3.5 Scheduler and Distributed Loader
Our scheduler provides an intuitive, extendable solution for efficient job scheduling, with consideration towards observability, scalability, and reliability. It has also been used to implement a distributed load capable of loading billions of files.
4. Benchmark Results
4.1 Creating and Reading Large Numbers of Files (per worker)
During a simple scalability test, DORA was tested for its ability to store and serve files on a single worker node without any performance regression. The test was conducted using three data points – 4.8 million files, 24 million files, and 48 million files. The worker was able to store and serve 48 million files without any significant performance downgrade.
4.2 Positioned Read on Structured Data
In single thread positioned reads, DORA and Alluxio 2.x demonstrated on-par latency for cold reads. However, DORA proved 10x faster than Alluxio 2.x for warm reads in this single thread scenario. During multi-threaded testing across 4 threads, gaps widened further – DORA exceeded Alluxio 2.x by over 3x for cold reads and by 20x for warm reads. This indicates substantial scalability gains from the position read approach as concurrent requests multiply.

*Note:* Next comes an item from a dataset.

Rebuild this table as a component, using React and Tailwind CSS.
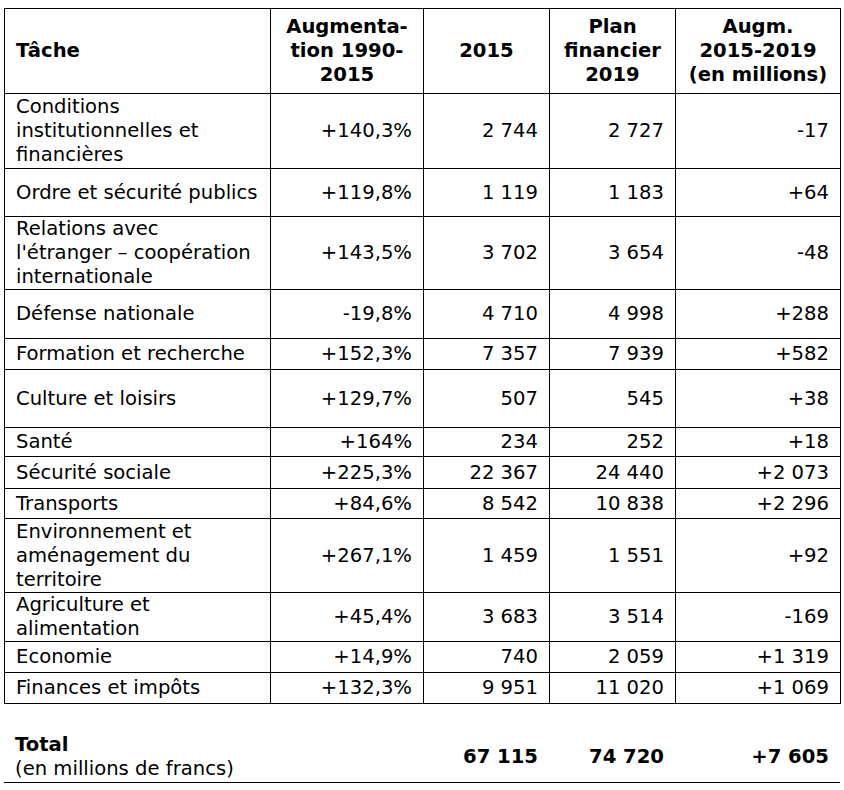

While cold read speed remains comparable between versions in single thread context, Alluxio DORA shows major warm read performance jumps both in individual thread and parallel/multi-thread workloads.
5. Conclusion and Future Works
In conclusion, DORA is a decentralized object repository architecture that offers low latency, high throughput, and cost savings while supporting AI workloads. The architecture is designed with scalability, high availability, and performance in mind, aiming to provide a unified data layer that can support billions of files.
DORA’s release marks a significant milestone in the evolution of Alluxio, enabling organizations to remain competitive in rapidly evolving markets.
We will continue to enhance DORA’s scalability, reliability, and performance. Additionally, we will explore further in the following areas:
- Further optimizations for cost-efficiency and storage efficiency
- Enhancing RESTful APIs for both data and metadata
- Better support for ETL and remote shuffle workloads.